The data preview refreshes upon changes made in the joins, making it easy to see the impact of joins as they are made.

Unlike in the RPD, you do not have to create aliases of tables in order to use them for multiple purposes; you can directly import tables from a database connection, create joins and save this Multi Table Dataset separately to then use it further in a project, for example. So, the original tables you imported will retain their original properties.

If you need to write complex queries you can use the Manual SQL Query editor to create a Data Set, but you can only use the ‘JOIN’ clause.

Figure 9 - Manual Query editor option under a set up database connection.

So, what’s the verdict?

Well, after experimenting with each type of joining method and talking to colleagues with experience, the verdict is: it depends on the use case.

There really is no right or wrong method of joining datasets and each approach has its pros and cons, but I think what matters is evaluating which one would be more advantageous for the particular use case at hand.

Using the RPD is a safer and more robust option, you have control over the data from start to end, so you can reduce the chance of incorrect joins. However, it is considerably slower and make not be feasible if users demand quick results. In this case, using one of the options in DV may seem more beneficial.

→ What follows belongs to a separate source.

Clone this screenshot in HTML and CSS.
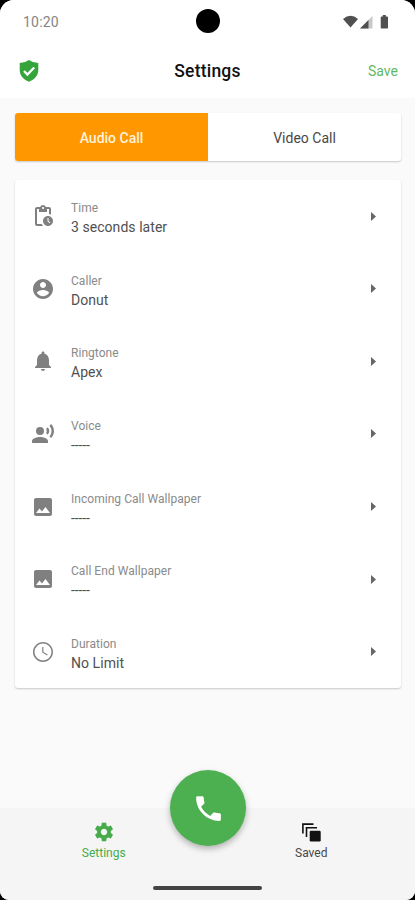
FILE: index.html
```html
<!DOCTYPE html>
<html lang="en">
<head>
<meta charset="utf-8">
<meta name="viewport" content="width=device-width, initial-scale=1">
<title>Settings</title>
<link rel="stylesheet" href="styles.css">
</head>
<body>
<div class="screen">
  <div class="statusbar">
    <span class="clock">10:20</span>
    <span class="camera"></span>
    <svg class="status-icons" width="46" height="14" viewBox="0 0 46 14">
      <path d="M0 4Q7.500-2.500 15 4L7.500 12.500Z" fill="#505050"/>
      <path d="M29.500 1V13.500H17Z" fill="#c9c9c9"/>
      <path d="M25.500 5V13.500H17Z" fill="#505050"/>
      <path d="M38.500 1.500h1.300V0h3v1.500h1.400q.8 0 .8.800v10.400q0 .8-.8.800h-5.700q-.8 0-.8-.8V2.300q0-.8.800-.8Z" fill="#505050"/>
    </svg>
  </div>
  <header class="appbar">
    <svg class="shield" width="24" height="24" viewBox="0 0 24 24">
      <path d="M12 1Q8.500 3.700 2.700 4.100V11c0 5.500 3.600 9.500 9.300 11.700 5.700-2.200 9.300-6.200 9.300-11.700V4.100Q15.500 3.700 12 1Z" fill="#35a53b"/>
      <path d="M7 12l3.400 3.500 6.800-7" fill="none" stroke="#fff" stroke-width="2.300"/>
    </svg>
    <h1 class="title">Settings</h1>
    <span class="save">Save</span>
  </header>
  <main class="content">
    <div class="tabs">
      <div class="tab tab-active">Audio Call</div>
      <div class="tab">Video Call</div>
    </div>
    <div class="card">
      <div class="row">
        <svg class="icon" viewBox="0 0 24 24"><path d="M17 12c-2.760 0-5 2.240-5 5s2.240 5 5 5 5-2.240 5-5-2.240-5-5-5zm1.650 7.350L16.500 17.200V14h1v2.790l1.850 1.850-.7.710zM18 3h-3.180C14.400 1.840 13.300 1 12 1s-2.400.84-2.820 2H6c-1.100 0-2 .9-2 2v15c0 1.100.9 2 2 2h6.110a6.743 6.743 0 0 1-1.420-2H6V5h2v3h8V5h2v5.080c.71.100 1.380.310 2 .600V5c0-1.100-.9-2-2-2zm-6 2c-.55 0-1-.45-1-1s.45-1 1-1 1 .45 1 1-.45 1-1 1z"/></svg>
        <div class="texts"><span class="label">Time</span><span class="value">3 seconds later</span></div>
        <svg class="arrow" viewBox="0 0 5 9"><path d="M0 0L5 4.500 0 9Z"/></svg>
      </div>
      <div class="row">
        <svg class="icon" viewBox="0 0 24 24"><path d="M12 2C6.480 2 2 6.480 2 12s4.480 10 10 10 10-4.480 10-10S17.520 2 12 2zm0 3c1.660 0 3 1.340 3 3s-1.340 3-3 3-3-1.340-3-3 1.340-3 3-3zm0 14.200c-2.500 0-4.710-1.280-6-3.220.03-1.990 4-3.080 6-3.080 1.990 0 5.970 1.090 6 3.080-1.290 1.940-3.500 3.220-6 3.220z"/></svg>
        <div class="texts"><span class="label">Caller</span><span class="value">Donut</span></div>
        <svg class="arrow" viewBox="0 0 5 9"><path d="M0 0L5 4.500 0 9Z"/></svg>
      </div>
      <div class="row">
        <svg class="icon" viewBox="0 0 24 24"><path d="M12 22c1.100 0 2-.9 2-2h-4c0 1.100.89 2 2 2zm6-6v-5c0-3.070-1.640-5.640-4.500-6.320V4c0-.83-.67-1.500-1.500-1.500s-1.500.67-1.500 1.500v.68C7.630 5.360 6 7.920 6 11v5l-2 2v1h16v-1l-2-2z"/></svg>
        <div class="texts"><span class="label">Ringtone</span><span class="value">Apex</span></div>
        <svg class="arrow" viewBox="0 0 5 9"><path d="M0 0L5 4.500 0 9Z"/></svg>
      </div>
      <div class="row">
        <svg class="icon" viewBox="0 0 24 24"><circle cx="9" cy="9" r="4"/><path d="M9 15c-2.670 0-8 1.340-8 4v2h16v-2c0-2.660-5.330-4-8-4zm7.760-9.640l-1.680 1.690c.84 1.180.84 2.710 0 3.890l1.680 1.690c2.020-2.020 2.020-5.070 0-7.270zM20.070 2l-1.630 1.630c2.770 3.020 2.770 7.560 0 10.740L20.070 16c3.900-3.890 3.910-9.950 0-14z"/></svg>
        <div class="texts"><span class="label">Voice</span><span class="value dashes">-----</span></div>
        <svg class="arrow" viewBox="0 0 5 9"><path d="M0 0L5 4.500 0 9Z"/></svg>
      </div>
      <div class="row">
        <svg class="icon" viewBox="0 0 24 24"><path d="M21 19V5c0-1.100-.9-2-2-2H5c-1.100 0-2 .9-2 2v14c0 1.100.9 2 2 2h14c1.100 0 2-.9 2-2zM8.500 13.500l2.500 3.010L14.500 12l4.500 6H5l3.500-4.500z"/></svg>
        <div class="texts"><span class="label">Incoming Call Wallpaper</span><span class="value dashes">-----</span></div>
        <svg class="arrow" viewBox="0 0 5 9"><path d="M0 0L5 4.500 0 9Z"/></svg>
      </div>
      <div class="row">
        <svg class="icon" viewBox="0 0 24 24"><path d="M21 19V5c0-1.100-.9-2-2-2H5c-1.100 0-2 .9-2 2v14c0 1.100.9 2 2 2h14c1.100 0 2-.9 2-2zM8.500 13.500l2.500 3.010L14.500 12l4.500 6H5l3.500-4.500z"/></svg>
        <div class="texts"><span class="label">Call End Wallpaper</span><span class="value dashes">-----</span></div>
        <svg class="arrow" viewBox="0 0 5 9"><path d="M0 0L5 4.500 0 9Z"/></svg>
      </div>
      <div class="row">
        <svg class="icon" viewBox="0 0 24 24"><path d="M11.990 2C6.470 2 2 6.480 2 12s4.470 10 9.990 10C17.520 22 22 17.520 22 12S17.520 2 11.990 2zM12 20.500a8.500 8.500 0 1 1 0-17 8.500 8.500 0 0 1 0 17zM12.400 7H11.200v5.600l4.900 3 .65-1-4.350-2.600z"/></svg>
        <div class="texts"><span class="label">Duration</span><span class="value">No Limit</span></div>
        <svg class="arrow" viewBox="0 0 5 9"><path d="M0 0L5 4.500 0 9Z"/></svg>
      </div>
    </div>
  </main>
  <nav class="bottombar">
    <div class="nav-item nav-active">
      <svg width="22" height="22" viewBox="0 0 24 24"><path d="M19.430 12.980c.04-.32.07-.64.07-.98s-.03-.66-.07-.98l2.110-1.650c.19-.15.24-.42.12-.64l-2-3.460c-.12-.22-.39-.3-.61-.22l-2.490 1c-.52-.4-1.080-.73-1.690-.98l-.38-2.650C14.460 2.180 14.250 2 14 2h-4c-.25 0-.46.18-.49.42l-.38 2.650c-.61.25-1.170.59-1.690.98l-2.490-1c-.23-.09-.49 0-.61.22l-2 3.460c-.13.22-.07.49.12.64l2.110 1.650c-.04.32-.07.65-.07.98s.03.66.07.98l-2.110 1.650c-.19.15-.24.42-.12.64l2 3.460c.12.22.39.3.61.22l2.490-1c.52.4 1.080.73 1.690.98l.38 2.650c.03.24.24.42.49.42h4c.25 0 .46-.18.49-.42l.38-2.650c.61-.25 1.170-.59 1.690-.98l2.490 1c.23.09.49 0 .61-.22l2-3.460c.12-.22.07-.49-.12-.64l-2.110-1.650zM12 15.500c-1.930 0-3.500-1.570-3.500-3.500s1.570-3.500 3.500-3.500 3.500 1.570 3.500 3.500-1.570 3.500-3.500 3.500z"/></svg>
      <span class="nav-label">Settings</span>
    </div>
    <div class="nav-item">
      <svg width="22" height="22" viewBox="0 0 22 22"><path d="M2.900 12.500V3.100H13.500M6.500 16V6.700H17" fill="none" stroke="#111" stroke-width="1.600"/><rect x="9.700" y="9.700" width="11" height="10.800" rx="1.200" fill="#111"/></svg>
      <span class="nav-label">Saved</span>
    </div>
    <div class="fab">
      <svg width="33" height="33" viewBox="0 0 24 24"><path d="M6.620 10.790c1.440 2.830 3.760 5.140 6.590 6.590l2.200-2.200c.27-.27.67-.36 1.020-.24 1.120.37 2.330.57 3.570.57.55 0 1 .45 1 1V20c0 .55-.45 1-1 1-9.390 0-17-7.610-17-17 0-.55.45-1 1-1h3.500c.55 0 1 .45 1 1 0 1.250.2 2.450.57 3.570.11.35.03.74-.25 1.020l-2.200 2.200z"/></svg>
    </div>
    <span class="home-indicator"></span>
  </nav>
</div>
</body>
</html>
```
FILE: styles.css
```css
* { box-sizing: border-box; }
body {
  margin: 0;
  background: #000;
  font-family: Roboto, "Liberation Sans", sans-serif;
}
.screen {
  width: 415px;
  height: 900px;
  display: flex;
  flex-direction: column;
  background: #fafafa;
  border-radius: 14px 14px 9px 9px;
  overflow: hidden;
}
.statusbar {
  height: 43px;
  flex: none;
  display: grid;
  grid-template-columns: 1fr 24px 1fr;
  align-items: center;
  padding: 0 26px 0 23px;
  background: #fff;
}
.clock { font-size: 14px; letter-spacing: 0.2px; color: #858585; padding-top: 1px; }
.camera { width: 24px; height: 24px; border-radius: 50%; background: #000; margin: -1px 0 0 1.500px; }
.status-icons { justify-self: end; }
.appbar {
  height: 55px;
  flex: none;
  display: grid;
  grid-template-columns: 1fr auto 1fr;
  align-items: center;
  padding: 0 17px;
  background: #fff;
}
.title { margin: 0; font-size: 17.500px; font-weight: 500; letter-spacing: 0.2px; color: #111; line-height: 24px; }
.save { justify-self: end; font-size: 14px; color: #5fb963; }
.content { flex: 1; padding: 15px 14px 0 15px; }
.tabs {
  height: 48px;
  display: flex;
  border-radius: 3px;
  overflow: hidden;
  background: #fff;
}
.tabs, .card { box-shadow: 0 1px 2px rgba(0, 0, 0, 0.2); }
.tab {
  flex: 1;
  display: flex;
  align-items: center;
  justify-content: center;
  font-size: 14px;
  color: #484848;
  padding-top: 2px;
}
.tab-active { background: #ff9800; color: #fff1dc; font-weight: 500; }
.card {
  margin-top: 19px;
  height: 508px;
  display: grid;
  grid-template-rows: repeat(7, 1fr);
  background: #fff;
  border-radius: 3px;
}
.row { display: flex; align-items: center; padding: 0 25px 0 16px; }
.icon { width: 24px; height: 24px; fill: #808080; }
.texts { flex: 1; display: flex; flex-direction: column; margin-left: 16px; padding-top: 4px; }
.label { font-size: 12px; letter-spacing: 0.04px; line-height: 18px; color: #8a8a8a; }
.value { font-size: 14px; letter-spacing: 0.05px; line-height: 20px; color: #505050; }
.dashes { letter-spacing: -0.1px; }
.arrow { width: 5px; height: 9px; fill: #666; }
.bottombar {
  position: relative;
  height: 92px;
  flex: none;
  display: grid;
  grid-template-columns: 1fr 1fr;
  background: #f5f5f5;
}
.nav-item {
  display: flex;
  flex-direction: column;
  align-items: center;
  padding-top: 13px;
  color: #484848;
}
.nav-active { color: #45ac4a; }
.nav-active svg { fill: #45ac4a; }
.nav-label { font-size: 12px; line-height: 14px; margin-top: 3px; }
.fab {
  position: absolute;
  left: 170px;
  top: -38px;
  width: 76px;
  height: 76px;
  display: flex;
  align-items: center;
  justify-content: center;
  border-radius: 50%;
  background: #4caf50;
  box-shadow: 0 3px 6px rgba(0, 0, 0, 0.28);
}
.fab svg { fill: #fff; }
.home-indicator {
  position: absolute;
  left: 153px;
  bottom: 10px;
  width: 109px;
  height: 4px;
  border-radius: 2px;
  background: #444;
}
```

You could either use Data Flows, either scheduled or run manually, or Multi Table Datasets. Both approaches have less scope for making complex joins than the RPD. You can only join two Data Sets at a time in the traditional data flow, and you need a workaround in DV to join data across database connections and computer-uploaded files; so if time and efficiency is of essence, these can be a disadvantage.

l would say it’s about striking a balance between turnaround time and quality - of course both good data analysis in good time is desirable, but when it comes to joining datasets in these platforms it will be worth evaluating how the use case will benefit from either end of the spectrum.